As a general remark, this document shows how difficult it is to try and adapt the FAIR principles to software : this does not come as a surprise, since FAIR principles were designed with data bases in mind, while software is of a totally different nature, and it is not clear at all that the best way to approach its specificities is to try and translate principles designed for something else.
One striking example is the particularly surprising statement in the current draft that these principles are not concerned with long term preservation of software : this is in total contradiction with clear statements made in various high level documents like the recently released National Plan for Open Science in France, and the EOSC SIRS report published in 2020.
The absence of documents like the EOSC SIRS report from the bibliography (which is much too short and is not sufficiently used to support the statements made in the document), makes one wonder whether the working group is missing key relevant information.

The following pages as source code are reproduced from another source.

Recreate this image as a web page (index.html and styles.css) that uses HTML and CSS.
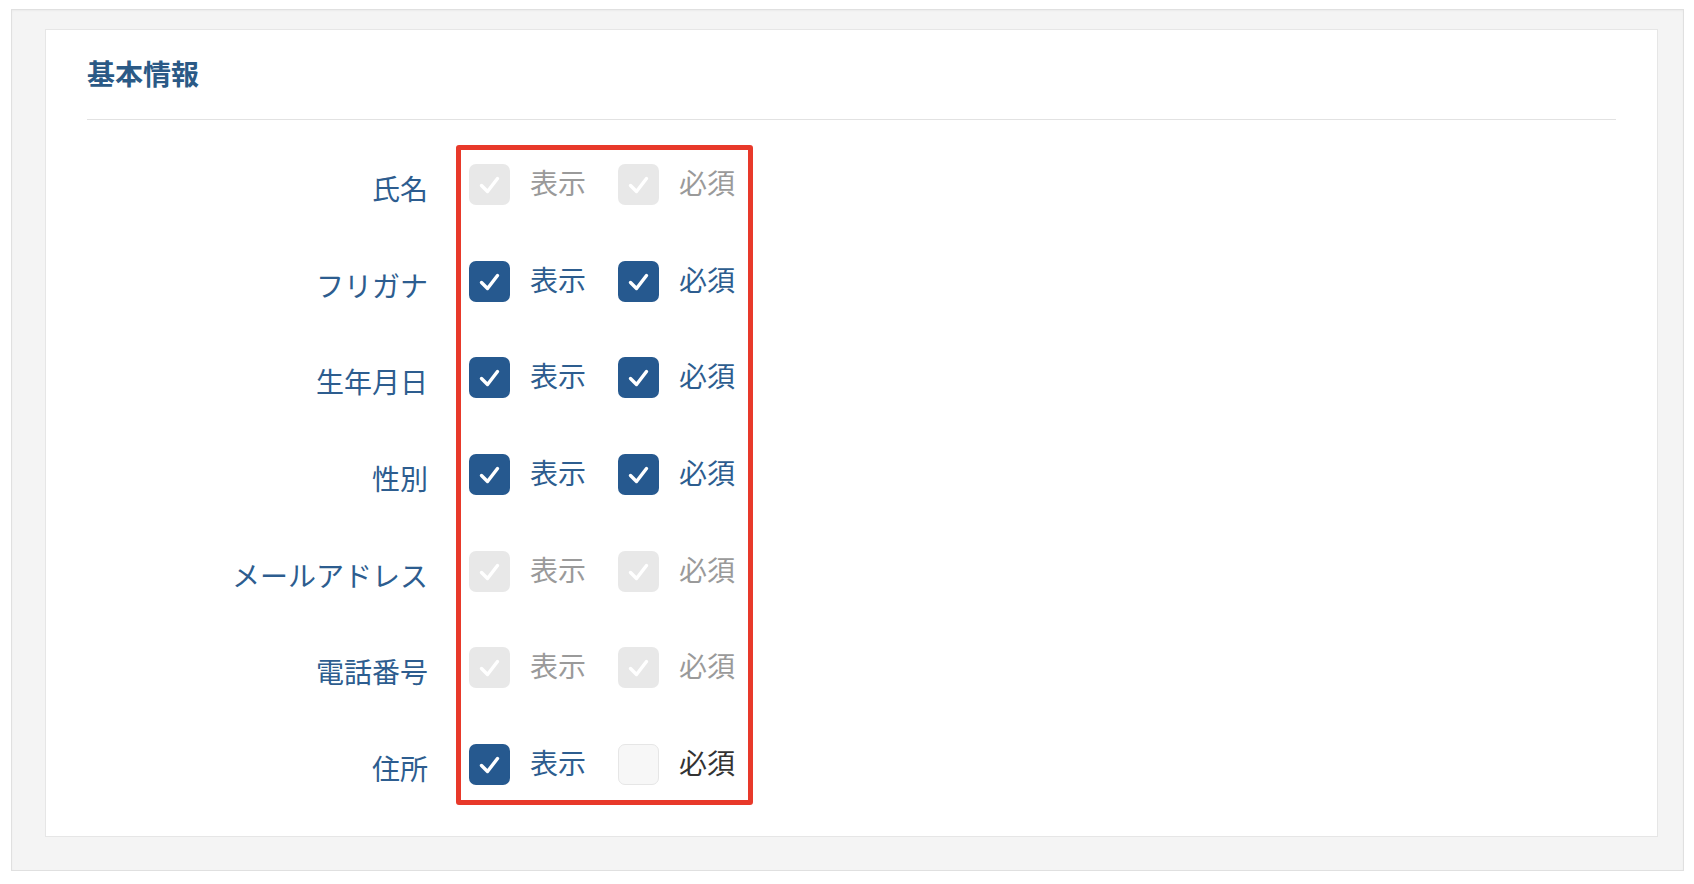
FILE: index.html
```html
<!DOCTYPE html>
<html lang="ja">
<head>
<meta charset="utf-8">
<title>基本情報</title>
<link rel="stylesheet" href="styles.css">
</head>
<body>
<div class="panel">
  <div class="card">
    <h2 class="title">基本情報</h2>
    <div class="divider"></div>
    <div class="form">
      <div class="labels">
        <div class="label">氏名</div>
        <div class="label">フリガナ</div>
        <div class="label">生年月日</div>
        <div class="label">性別</div>
        <div class="label">メールアドレス</div>
        <div class="label">電話番号</div>
        <div class="label">住所</div>
      </div>
      <div class="options">
        <div class="row">
          <span class="box disabled"><svg viewBox="0 0 41 41"><path d="M12.5 21.5 L18.5 27.5 L28.5 14.5"/></svg></span><span class="text muted">表示</span>
          <span class="box disabled"><svg viewBox="0 0 41 41"><path d="M12.5 21.5 L18.5 27.5 L28.5 14.5"/></svg></span><span class="text muted">必須</span>
        </div>
        <div class="row">
          <span class="box checked"><svg viewBox="0 0 41 41"><path d="M12.5 21.5 L18.5 27.5 L28.5 14.5"/></svg></span><span class="text blue">表示</span>
          <span class="box checked"><svg viewBox="0 0 41 41"><path d="M12.5 21.5 L18.5 27.5 L28.5 14.5"/></svg></span><span class="text blue">必須</span>
        </div>
        <div class="row">
          <span class="box checked"><svg viewBox="0 0 41 41"><path d="M12.5 21.5 L18.5 27.5 L28.5 14.5"/></svg></span><span class="text blue">表示</span>
          <span class="box checked"><svg viewBox="0 0 41 41"><path d="M12.5 21.5 L18.5 27.5 L28.5 14.5"/></svg></span><span class="text blue">必須</span>
        </div>
        <div class="row">
          <span class="box checked"><svg viewBox="0 0 41 41"><path d="M12.5 21.5 L18.5 27.5 L28.5 14.5"/></svg></span><span class="text blue">表示</span>
          <span class="box checked"><svg viewBox="0 0 41 41"><path d="M12.5 21.5 L18.5 27.5 L28.5 14.5"/></svg></span><span class="text blue">必須</span>
        </div>
        <div class="row">
          <span class="box disabled"><svg viewBox="0 0 41 41"><path d="M12.5 21.5 L18.5 27.5 L28.5 14.5"/></svg></span><span class="text muted">表示</span>
          <span class="box disabled"><svg viewBox="0 0 41 41"><path d="M12.5 21.5 L18.5 27.5 L28.5 14.5"/></svg></span><span class="text muted">必須</span>
        </div>
        <div class="row">
          <span class="box disabled"><svg viewBox="0 0 41 41"><path d="M12.5 21.5 L18.5 27.5 L28.5 14.5"/></svg></span><span class="text muted">表示</span>
          <span class="box disabled"><svg viewBox="0 0 41 41"><path d="M12.5 21.5 L18.5 27.5 L28.5 14.5"/></svg></span><span class="text muted">必須</span>
        </div>
        <div class="row">
          <span class="box checked"><svg viewBox="0 0 41 41"><path d="M12.5 21.5 L18.5 27.5 L28.5 14.5"/></svg></span><span class="text blue">表示</span>
          <span class="box empty"></span><span class="text dark">必須</span>
        </div>
      </div>
    </div>
  </div>
</div>
</body>
</html>
```

FILE: styles.css
```css
* { box-sizing: border-box; }

html, body {
  margin: 0;
  padding: 0;
  background: #ffffff;
}

body {
  font-family: "Noto Sans CJK JP", "Noto Sans", sans-serif;
  padding: 9px 10px 0 11px;
}

.panel {
  width: 1673px;
  height: 862px;
  background: #f4f4f4;
  border: 1px solid #e0e0e0;
  box-shadow: inset 0 1px 2px rgba(0, 0, 0, 0.04);
  padding: 19px 25px 33px 33px;
}

.card {
  height: 808px;
  background: #ffffff;
  border: 1px solid #e6e6e6;
  padding: 0 41px;
}

.title {
  margin: 0;
  padding-top: 23px;
  font-size: 28px;
  line-height: 40px;
  font-weight: 700;
  color: #2b5a86;
}

.divider {
  margin-top: 26px;
  height: 1px;
  background: #e2e2e2;
}

.form {
  display: flex;
  margin-top: 25px;
}

.labels {
  width: 341px;
  margin-right: 28px;
  padding-top: 19px;
  display: flex;
  flex-direction: column;
  gap: 55.67px;
}

.label {
  height: 41px;
  padding-top: 4px;
  line-height: 41px;
  font-size: 28px;
  text-align: right;
  color: #2d5d8f;
  white-space: nowrap;
}

.options {
  border: 5px solid #e8392a;
  border-radius: 3px;
  padding: 14px 13px 15px 8px;
  display: flex;
  flex-direction: column;
  gap: 55.67px;
}

.row {
  display: flex;
  align-items: center;
  height: 41px;
}

.box {
  width: 41px;
  height: 41px;
  border-radius: 7px;
  flex: none;
  display: flex;
}

.box svg {
  width: 41px;
  height: 41px;
}

.box path {
  fill: none;
  stroke: #ffffff;
  stroke-width: 3.4;
  stroke-linecap: round;
  stroke-linejoin: round;
}

.box.checked {
  background: #26598f;
}

.box.disabled {
  background: #e8e8e8;
}

.box.empty {
  background: #f7f7f7;
  border: 1.5px solid #e6e6e6;
}

.text {
  font-size: 28px;
  line-height: 41px;
  padding-bottom: 4px;
  margin-left: 20px;
  white-space: nowrap;
}

.text + .box {
  margin-left: 32px;
}

.text.blue { color: #2d5d8f; }
.text.muted { color: #9a9a9a; }
.text.dark { color: #333333; }
```
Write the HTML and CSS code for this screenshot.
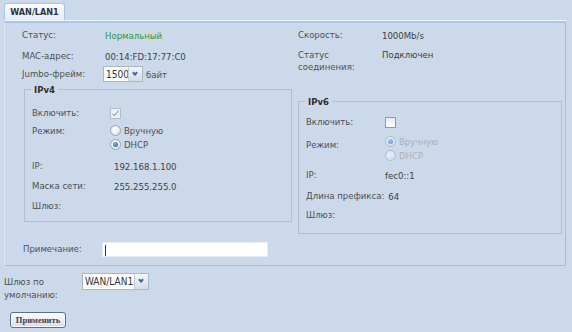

The section "Challenges to Implementation" reveals that there is no clearcut and consensual approach for a broad range of important subjects identified in the report, and it is difficult to understand how one can state, in the « path to adoption » section that the next step is to « promote the outcomes, aiming to raise awareness and facilitate a wider adoption of the FAIR4RS WG outcomes by existing and emerging initiatives ».
I strongly suggest that the working group takes the time to rreconsider in depth this draft, before moving forward.